The unimodal response model not only guides the inference of an environmental space using ordination methods (Faith et al. 1987), but also defines how ED methods should effectively sample that environmental space in order to capture biodiversity. ED is based on the idea that many different species (or other elements of biodiversity) respond to similar environmental gradients, and exhibit a general unimodal response at different positions along those gradients (Fig.1b). It follows that effective representation of these gradients (say, by a proposed set of protected areas) should deliver good representation of the various species or phylogenetic branches.

The assumption of a general unimodal response model directly leads to the use of p-median (and related) criteria for ED's estimation of the number of species represented by a given set of localities in the environmental space or ordination. A p-median criterion is based on a sum of the distances in an environmental space. Each distance in this summation is that between a hypothetical point ('demand point') in the space and its nearest site (among all sites in some selected subset). The selected sites, for example, might be nominated protected-area localities. ED is defined based on this calculation. The 'continuous' version of ED refers to the case where the demand points are hypothetical points distributed uniformly throughout the continuous environmental space. Faith and Walker (1994, 1996a) demonstrated that, under a simple unimodal response model, species representation will be maximised by a selected set of sites if and only if it satisfies this continuous p-median criterion. Note that the ED score, because it counts un-represented species based on a sum of distances, is numerically small when the number of represented species is large (see example calculations below and in Faith and Walker 1996a). The ED surrogates approach therefore provides a rationale for interpreting high environmental diversity for a set of localities as implying high biodiversity for the set (see Beier and Albuquerque 2015).

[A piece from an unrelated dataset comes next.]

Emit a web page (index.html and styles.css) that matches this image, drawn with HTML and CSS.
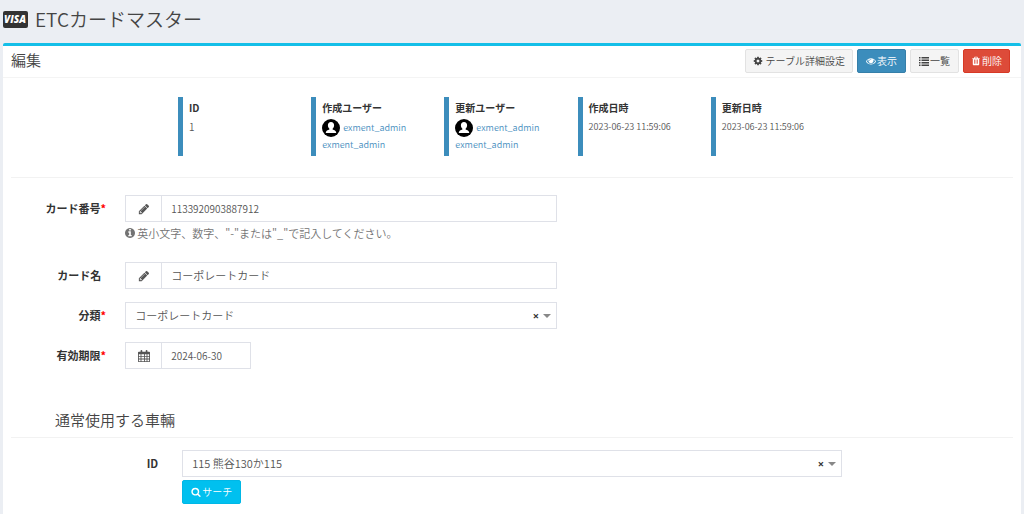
FILE: index.html
```html
<!DOCTYPE html>
<html lang="ja">
<head>
<meta charset="utf-8">
<meta name="viewport" content="width=device-width, initial-scale=1">
<title>ETCカードマスター</title>
<link rel="stylesheet" href="styles.css">
</head>
<body>
<svg class="sprite" aria-hidden="true">
  <symbol id="pencil" viewBox="0 0 1792 1792"><path d="M491 1536l91-91-235-235-91 91v107h128v128h107zm523-928q0-22-22-22-10 0-17 7l-542 542q-7 7-7 17 0 22 22 22 10 0 17-7l542-542q7-7 7-17zm-54-192l416 416-832 832h-416v-416zm683 96q0 53-37 90l-166 166-416-416 166-165q36-38 90-38 53 0 91 38l235 234q37 39 37 91z"/></symbol>
  <symbol id="user" viewBox="0 0 18 18"><circle cx="9" cy="9" r="9"/><path fill="#fff" d="M9 3C7 3 5.900 4.400 5.900 6.300c0 1.500.6 2.700 1.500 3.400v.9c-1.800.5-3.400 1.100-3.700 3.400h10.600c-.3-2.300-1.900-2.900-3.700-3.400v-.9c.9-.7 1.500-1.900 1.500-3.400C12.100 4.400 11 3 9 3z"/></symbol>
</svg>

<header class="page-header">
  <svg class="visa" viewBox="0 0 25 17" aria-hidden="true"><rect width="25" height="17" rx="2"/><text x="12" y="12">VISA</text></svg>
  <h1>ETCカードマスター</h1>
</header>

<main class="box">
  <div class="box-header">
    <h2>編集</h2>
    <div class="tools">
      <button type="button" class="btn btn-default btn-spaced"><svg class="icon" viewBox="0 0 1792 1792"><path d="M1152 896q0-106-75-181t-181-75-181 75-75 181 75 181 181 75 181-75 75-181zm512-109v222q0 12-8 23t-20 13l-185 28q-19 54-39 91 35 50 107 138 10 12 10 25t-9 23q-27 37-99 108t-94 71q-12 0-26-9l-138-108q-44 23-91 38-16 136-29 186-7 28-36 28h-222q-14 0-24.500-8.500t-11.500-21.500l-28-184q-49-16-90-37l-141 107q-10 9-25 9-14 0-25-11-126-114-165-168-7-10-7-23 0-12 8-23 15-21 51-66.500t54-70.500q-27-50-41-99l-183-27q-13-2-21-12.500t-8-23.500v-222q0-12 8-23t19-13l186-28q14-46 39-92-40-57-107-138-10-12-10-24 0-10 9-23 26-36 98.500-107.500t94.500-71.500q13 0 26 10l138 107q44-23 91-38 16-136 29-186 7-28 36-28h222q14 0 24.500 8.500t11.500 21.500l28 184q49 16 90 37l142-107q9-9 24-9 13 0 25 10 129 119 165 170 7 8 7 22 0 12-8 23-15 21-51 66.500t-54 70.500q26 50 41 98l183 28q13 2 21 12.500t8 23.500z"/></svg>テーブル詳細設定</button>
      <button type="button" class="btn btn-primary"><svg class="icon" viewBox="0 0 1792 1792"><path d="M1664 960q-152-236-381-353 61 104 61 225 0 185-131.500 316.500t-316.500 131.500-316.500-131.500-131.500-316.500q0-121 61-225-229 117-381 353 133 205 333.500 326.500t434.500 121.500 434.500-121.500 333.500-326.500zm-720-384q0-20-14-34t-34-14q-125 0-214.500 89.500t-89.500 214.500q0 20 14 34t34 14 34-14 14-34q0-86 61-147t147-61q20 0 34-14t14-34zm848 384q0 34-20 69-140 230-376.500 368.500t-499.500 138.500-499.500-139-376.500-368q-20-35-20-69t20-69q140-229 376.500-368t499.500-139 499.500 139 376.500 368q20 35 20 69z"/></svg>表示</button>
      <button type="button" class="btn btn-default"><svg class="icon" viewBox="0 0 20 20"><path d="M0 2h3v3H0zM5 2h15v3H5zM0 7h3v3H0zM5 7h15v3H5zM0 12h3v3H0zM5 12h15v3H5zM0 17h3v3H0zM5 17h15v3H5z"/></svg>一覧</button>
      <button type="button" class="btn btn-danger"><svg class="icon" viewBox="0 0 1792 1792"><path d="M704 1376v-704q0-14-9-23t-23-9h-64q-14 0-23 9t-9 23v704q0 14 9 23t23 9h64q14 0 23-9t9-23zm256 0v-704q0-14-9-23t-23-9h-64q-14 0-23 9t-9 23v704q0 14 9 23t23 9h64q14 0 23-9t9-23zm256 0v-704q0-14-9-23t-23-9h-64q-14 0-23 9t-9 23v704q0 14 9 23t23 9h64q14 0 23-9t9-23zm-544-992h448l-48-117q-7-9-17-11h-317q-10 2-17 11zm928 32v64q0 14-9 23t-23 9h-96v948q0 83-47 143.500t-113 60.500h-832q-66 0-113-58.500t-47-141.500v-952h-96q-14 0-23-9t-9-23v-64q0-14 9-23t23-9h309l70-167q15-37 54-63t79-26h320q40 0 79 26t54 63l70 167h309q14 0 23 9t9 23z"/></svg>削除</button>
    </div>
  </div>

  <dl class="summary">
    <div class="fact"><dt>ID</dt><dd>1</dd></div>
    <div class="fact"><dt>作成ユーザー</dt><dd class="user"><a href="#"><svg class="avatar" aria-hidden="true"><use href="#user"/></svg>exment_admin</a><a href="#">exment_admin</a></dd></div>
    <div class="fact"><dt>更新ユーザー</dt><dd class="user"><a href="#"><svg class="avatar" aria-hidden="true"><use href="#user"/></svg>exment_admin</a><a href="#">exment_admin</a></dd></div>
    <div class="fact"><dt>作成日時</dt><dd class="date">2023-06-23 11:59:06</dd></div>
    <div class="fact"><dt>更新日時</dt><dd class="date">2023-06-23 11:59:06</dd></div>
  </dl>

  <form class="form">
    <div class="row row-help">
      <label for="number" class="required">カード番号</label>
      <div class="field">
        <div class="control"><span class="addon"><svg class="icon-lg"><use href="#pencil"/></svg></span><input class="numeric" id="number" type="text" value="1133920903887912" aria-describedby="number-help"></div>
        <p class="help" id="number-help"><svg class="icon-help" viewBox="128 128 1536 1536"><path d="M1152 1376v-160q0-14-9-23t-23-9h-96v-512q0-14-9-23t-23-9h-320q-14 0-23 9t-9 23v160q0 14 9 23t23 9h96v320h-96q-14 0-23 9t-9 23v160q0 14 9 23t23 9h448q14 0 23-9t9-23zm-128-896v-160q0-14-9-23t-23-9h-192q-14 0-23 9t-9 23v160q0 14 9 23t23 9h192q14 0 23-9t9-23zm640 416q0 209-103 385.500t-279.500 279.500-385.500 103-385.500-103-279.500-279.500-103-385.500 103-385.500 279.500-279.500 385.500-103 385.500 103 279.500 279.500 103 385.500z"/></svg>英小文字、数字、"-"または"_"で記入してください。</p>
      </div>
    </div>
    <div class="row">
      <label for="name">カード名</label>
      <div class="field"><div class="control"><span class="addon"><svg class="icon-lg"><use href="#pencil"/></svg></span><input id="name" type="text" value="コーポレートカード"></div></div>
    </div>
    <div class="row">
      <label for="kind" class="required">分類</label>
      <div class="field"><div class="control"><select id="kind"><option>コーポレートカード</option></select><button type="button" class="clear" aria-label="クリア">×</button><span class="caret"></span></div></div>
    </div>
    <div class="row">
      <label for="expiry" class="required">有効期限</label>
      <div class="field"><div class="control control-date"><span class="addon"><svg class="icon-lg" viewBox="0 0 14 14"><path fill-rule="evenodd" d="M1 2h2V1q0-1 1-1t1 1v1h4V1q0-1 1-1t1 1v1h2q1 0 1 1v10q0 1-1 1H1q-1 0-1-1V3q0-1 1-1zM1 5v2h2V5zm3 0v2h3V5zm4 0v2h2V5zm3 0v2h2V5zM1 8v2h2V8zm3 0v2h3V8zm4 0v2h2V8zm3 0v2h2V8zM1 11v2h2v-2zm3 0v2h3v-2zm4 0v2h2v-2zm3 0v2h2v-2z"/></svg></span><input class="numeric" id="expiry" type="text" value="2024-06-30"></div></div>
    </div>

    <h3>通常使用する車輛</h3>
    <div class="row row-nested">
      <label for="vehicle">ID</label>
      <div class="field">
        <div class="control"><select id="vehicle"><option>115 熊谷130か115</option></select><button type="button" class="clear" aria-label="クリア">×</button><span class="caret"></span></div>
        <button type="button" class="btn btn-info"><svg class="icon" viewBox="0 0 1792 1792"><path d="M1216 832q0-185-131.500-316.500t-316.500-131.500-316.500 131.500-131.500 316.500 131.500 316.500 316.500 131.500 316.500-131.500 131.500-316.500zm512 832q0 52-38 90t-90 38q-54 0-90-38l-343-342q-179 124-399 124-143 0-273.500-55.500t-225-150-150-225-55.500-273.500 55.500-273.500 150-225 225-150 273.500-55.500 273.500 55.500 225 150 150 225 55.500 273.500q0 220-124 399l343 343q37 37 37 90z"/></svg>サーチ</button>
      </div>
    </div>
  </form>
</main>
</body>
</html>
```

FILE: styles.css
```css
* { box-sizing: border-box; }
html { background: #ebeef3; }
body {
  margin: 0;
  min-height: 100vh;
  display: flex;
  flex-direction: column;
  color: #333;
  font: 350 11px/16px "Noto Sans CJK JP", sans-serif;
}
h1, h2, h3, dl, dd, p { margin: 0; }
h1, h2, h3 { font-weight: 350; color: #444; }
button, input, select { font: inherit; }
svg { fill: currentColor; flex: none; }
a { color: #4a8fc0; text-decoration: none; }
.sprite { position: absolute; width: 0; height: 0; }

.page-header {
  display: flex;
  align-items: center;
  gap: 7px;
  height: 43px;
  padding: 0 3px 5px;
}
.page-header h1 { font-size: 19px; line-height: 28px; }
.visa { width: 25px; height: 17px; }
.visa text {
  fill: #fff;
  font: italic 800 10px "Open Sans", sans-serif;
  text-anchor: middle;
}

.box {
  flex: 1;
  margin: 0 3px;
  background: #fff;
  border-top: 3px solid #14bfe8;
  border-radius: 2px 2px 0 0;
}
.box-header {
  display: flex;
  align-items: flex-start;
  justify-content: space-between;
  padding: 3px 11px 4px 8px;
  border-bottom: 1px solid #f4f4f4;
}
.box-header h2 { font-size: 15px; line-height: 22px; }
.tools { display: flex; gap: 4px; }

.btn {
  display: inline-flex;
  align-items: center;
  justify-content: center;
  gap: 1px;
  height: 24px;
  padding: 0 8px;
  border: 1px solid;
  border-radius: 2px;
  font-size: 10px;
}
.btn-spaced { gap: 3px; padding: 0 7px; }
.btn-default { background: #f4f4f4; border-color: #e2e2e2; color: #444; }
.btn-primary { background: #3c8dbc; border-color: #367fa9; color: #fff; }
.btn-danger { padding: 0 7px; background: #dd4b39; border-color: #d73925; color: #fff; }
.btn-info { background: #00c0ef; border-color: #00b7e6; color: #fff; }
.icon { width: 10px; height: 10px; }
.icon-lg { width: 12px; height: 12px; }
.icon-help { width: 10px; height: 10px; margin-right: 2px; }

.summary {
  display: grid;
  grid-template-columns: repeat(5, 1fr);
  margin: 0 8px;
  padding: 19px 16.6% 21px 16.4%;
  border-bottom: 1px solid #f2f2f2;
}
.fact {
  min-height: 59px;
  padding: 3px 0 2px 6px;
  border-left: 5px solid #3c8dbc;
  font-size: 10px;
}
.fact dt { font-weight: bold; }
.fact dd { padding-top: 3px; color: #555; }
.fact .date { font-size: 9px; white-space: nowrap; }
.fact .user { display: grid; font-size: 9px; line-height: 16px; }
.user a { display: flex; align-items: center; gap: 3px; }
.avatar { width: 18px; height: 18px; color: #000; }

.form { padding: 17px 0 8px; }
.row {
  display: grid;
  grid-template-columns: 12% 42.4%;
  margin-bottom: 13px;
}
.row-help { margin-bottom: 21px; }
.row-nested { grid-template-columns: 17.6% 64.8%; }
.row label {
  padding: 5px 24px 0 0;
  text-align: right;
  font-weight: bold;
}
.required::after {
  content: "*";
  margin-right: -5px;
  color: #f00;
}
.control {
  display: flex;
  align-items: center;
  height: 27px;
  border: 1px solid #dfe1e8;
  color: #555;
}
.control-date { width: 126px; }
.addon {
  display: flex;
  align-items: center;
  justify-content: center;
  align-self: stretch;
  width: 36px;
  border-right: 1px solid #dfe1e8;
}
.control input, .control select {
  flex: 1;
  min-width: 0;
  height: 25px;
  padding: 0 9px 1px;
  border: 0;
  background: none;
  color: inherit;
  appearance: none;
}
.control .numeric { padding: 0 9px; font-size: 10px; }
.clear {
  width: 10px;
  padding: 0;
  border: 0;
  background: none;
  color: #333;
  font: bold 11px "Open Sans", sans-serif;
}
.caret {
  margin: 0 5px 0 2px;
  border: 4px solid transparent;
  border-top-color: #888;
  border-bottom: 0;
}
.help {
  display: flex;
  align-items: center;
  padding-top: 3px;
  color: #737373;
}
.form h3 {
  margin: 0 8px 12px;
  padding: 27px 0 6px 44px;
  border-bottom: 1px solid #f2f2f2;
  font-size: 15px;
  line-height: 22px;
}
.row-nested .btn { margin-top: 3px; }
```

I referred above to the p-median and related criteria. ED is not defined by any a priori choice of the p-median criterion. Instead, the various ED calculations emerge from the assumption of an underlying unimodal response model. In the simple case, unimodal response implies that features are effectively counted up when we apply calculations linked to the p-median; in other cases, the model implies calculations that are modifications of the simple p-median. Simple ED variants include weighting of demand points when species richness varies over the space (Faith and Walker 1996a; Faith et al. 2004), and creating an extended environmental space ('extended polytope'; Faith and Walker 1994, 1996a, b; Faith et al. 2004; see also Hortal et al. 2009). These options modify the parameters used in calculating the p-median. In a later section, I will consider an ED variant that departs from p-median in order to capture expected diversity or persistence.

When extended to features and branches from a phylogeny, the unimodal response model supports an expectation that ED is compatible with Bray-Curtis type PD-dissimilarities. Does this unimodal model (as idealised in Fig. 1b) apply when the elements are branches or features? Certainly, this relationship can be expected, given that PD-dissimilarity operates as if it is a standard Bray Curtis dissimilarity, but applied to features, not species. The robust ordination of such dissimilarities should produce general unimodal responses, as in the species-level case (Faith et al. 1987).

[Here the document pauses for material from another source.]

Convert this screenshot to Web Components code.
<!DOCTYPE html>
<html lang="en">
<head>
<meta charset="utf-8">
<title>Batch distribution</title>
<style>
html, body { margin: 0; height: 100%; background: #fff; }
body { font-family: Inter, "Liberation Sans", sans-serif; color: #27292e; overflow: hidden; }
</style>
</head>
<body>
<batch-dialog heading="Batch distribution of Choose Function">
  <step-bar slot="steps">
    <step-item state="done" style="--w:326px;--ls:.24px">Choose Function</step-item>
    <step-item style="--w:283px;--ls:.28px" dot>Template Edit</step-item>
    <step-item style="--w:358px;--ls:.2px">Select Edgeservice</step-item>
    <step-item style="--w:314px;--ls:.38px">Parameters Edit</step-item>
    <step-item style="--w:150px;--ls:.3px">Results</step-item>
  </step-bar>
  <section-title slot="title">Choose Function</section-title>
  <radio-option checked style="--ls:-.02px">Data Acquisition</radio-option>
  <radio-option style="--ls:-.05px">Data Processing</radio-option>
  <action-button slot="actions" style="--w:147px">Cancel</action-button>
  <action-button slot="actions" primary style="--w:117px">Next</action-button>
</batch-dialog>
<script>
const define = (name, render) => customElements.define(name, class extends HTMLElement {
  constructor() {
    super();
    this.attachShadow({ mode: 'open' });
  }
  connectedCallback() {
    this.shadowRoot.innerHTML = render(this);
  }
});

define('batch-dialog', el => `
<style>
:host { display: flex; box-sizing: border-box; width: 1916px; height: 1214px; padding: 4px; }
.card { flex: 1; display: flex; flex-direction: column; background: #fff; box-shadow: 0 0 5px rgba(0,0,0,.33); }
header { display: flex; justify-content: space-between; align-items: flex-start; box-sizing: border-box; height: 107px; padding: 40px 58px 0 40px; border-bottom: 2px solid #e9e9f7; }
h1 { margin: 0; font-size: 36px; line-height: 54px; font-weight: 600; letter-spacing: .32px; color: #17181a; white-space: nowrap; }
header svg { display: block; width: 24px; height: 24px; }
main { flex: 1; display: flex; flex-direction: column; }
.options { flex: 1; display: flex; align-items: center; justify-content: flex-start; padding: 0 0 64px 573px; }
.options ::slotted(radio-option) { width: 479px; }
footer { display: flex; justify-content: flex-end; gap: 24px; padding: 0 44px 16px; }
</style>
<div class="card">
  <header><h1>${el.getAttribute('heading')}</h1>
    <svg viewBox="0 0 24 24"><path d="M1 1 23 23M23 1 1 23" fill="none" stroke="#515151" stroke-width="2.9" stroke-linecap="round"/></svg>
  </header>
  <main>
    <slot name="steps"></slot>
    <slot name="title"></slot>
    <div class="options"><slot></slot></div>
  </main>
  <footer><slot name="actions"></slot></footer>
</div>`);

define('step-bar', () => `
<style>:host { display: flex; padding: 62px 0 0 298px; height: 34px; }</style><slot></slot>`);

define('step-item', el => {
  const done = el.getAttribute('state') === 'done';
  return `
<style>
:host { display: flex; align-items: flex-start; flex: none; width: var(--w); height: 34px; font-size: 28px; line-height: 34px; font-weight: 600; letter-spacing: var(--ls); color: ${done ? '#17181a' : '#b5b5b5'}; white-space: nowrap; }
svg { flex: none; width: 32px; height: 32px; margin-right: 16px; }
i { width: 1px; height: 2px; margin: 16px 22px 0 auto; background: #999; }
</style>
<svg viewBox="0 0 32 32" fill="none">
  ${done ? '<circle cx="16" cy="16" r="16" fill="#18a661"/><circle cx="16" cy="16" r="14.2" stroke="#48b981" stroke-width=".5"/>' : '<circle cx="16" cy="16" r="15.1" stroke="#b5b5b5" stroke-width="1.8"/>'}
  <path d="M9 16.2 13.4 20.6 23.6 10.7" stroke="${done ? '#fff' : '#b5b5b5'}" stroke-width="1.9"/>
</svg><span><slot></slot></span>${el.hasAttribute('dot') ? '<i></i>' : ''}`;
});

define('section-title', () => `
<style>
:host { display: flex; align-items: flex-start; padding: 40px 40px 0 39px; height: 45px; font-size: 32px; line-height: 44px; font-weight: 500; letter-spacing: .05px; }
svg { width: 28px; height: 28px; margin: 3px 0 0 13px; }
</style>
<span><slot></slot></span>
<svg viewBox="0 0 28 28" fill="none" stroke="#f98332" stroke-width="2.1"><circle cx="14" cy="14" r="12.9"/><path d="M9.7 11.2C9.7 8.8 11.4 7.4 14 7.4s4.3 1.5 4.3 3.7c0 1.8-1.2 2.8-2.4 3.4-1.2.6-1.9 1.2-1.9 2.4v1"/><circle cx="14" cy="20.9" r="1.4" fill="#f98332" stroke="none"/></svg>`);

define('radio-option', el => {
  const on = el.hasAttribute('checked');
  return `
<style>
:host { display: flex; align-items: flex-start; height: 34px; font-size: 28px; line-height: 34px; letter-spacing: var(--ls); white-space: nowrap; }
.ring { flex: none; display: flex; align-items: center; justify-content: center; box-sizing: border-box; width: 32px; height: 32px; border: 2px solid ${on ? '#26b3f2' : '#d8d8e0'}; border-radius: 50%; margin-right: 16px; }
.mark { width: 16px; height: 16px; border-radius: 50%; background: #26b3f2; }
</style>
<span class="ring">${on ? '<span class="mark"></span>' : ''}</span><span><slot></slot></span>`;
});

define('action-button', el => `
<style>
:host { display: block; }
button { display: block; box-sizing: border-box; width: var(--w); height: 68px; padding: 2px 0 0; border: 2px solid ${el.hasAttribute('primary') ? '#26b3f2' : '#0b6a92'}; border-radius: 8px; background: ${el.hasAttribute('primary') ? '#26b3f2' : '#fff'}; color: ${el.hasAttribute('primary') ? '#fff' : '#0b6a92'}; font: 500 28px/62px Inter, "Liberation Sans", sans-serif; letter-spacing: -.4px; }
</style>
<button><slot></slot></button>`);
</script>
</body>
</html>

PD and PD-dissimilarities are commonly applied to molecular phylogenetic trees and microbial community data; here, PD analyses overcome the typical absence of defined microbial species. However, there has not been any clear model linking branches to gradients in such studies. Faith et al. (2009) presented an example documenting unimodal response of branches based on a gradient space for microbial communities, sampled in house dust (Fig. 2; Rintala et al. 2008). In Fig. 2, arrows at the right side indicate major gradients revealed by the ordination of the PD-dissimilarities. The solid dots in the space indicate different communities or sample localities. A sample locality represents the branch corresponding to a given family if the locality has one or more descendants of that branch in the phylogeny (for details see Rintala et al. 2008; Faith et al. 2009).

For the ordination space of Rintala et al., Faith et al. (2009) showed that all but 3 of the 56 phylogenetic branches (corresponding to identified families) have a clear unimodal response in the gradients space. Here, a response was recorded as unimodal only if a simple shape could enclose all sample sites representing the given branch (and not include any other sites). This unimodal response for phylogenetic features or branches is a critical property: it provides theoretical justification for GDM on PD-dissimilarities and it accords with the assumptions of the ED (environmental diversity) method.

Extending this example, I now will illustrate the application of the ED method to the PD-based environmental space of Rintala et al. (Fig. 3). In Fig. 3a, the space (from Fig. 2) is filled with ED “demand points”. In Fig. 3b, the ED value is calculated as the sum of the distances from each demand point to its nearest sample/site. In Fig. 3c, sample site x is assumed lost and ED is re-calculated. In Fig. 3d, alternatively, sample site y is lost and ED is re-calculated. We can see from the plots that the loss of sample x clearly results in a greater sum of distances. The loss of sample/ site x would imply much greater loss of phylogenetic diversity compared to loss of sample/site y, as indicated by the amount of change in the sums of distances (Fig. 3c,d). This result corresponds to the intuition that sample x, in filling a larger gap in the space relative to sample y, is likely to uniquely represent more features.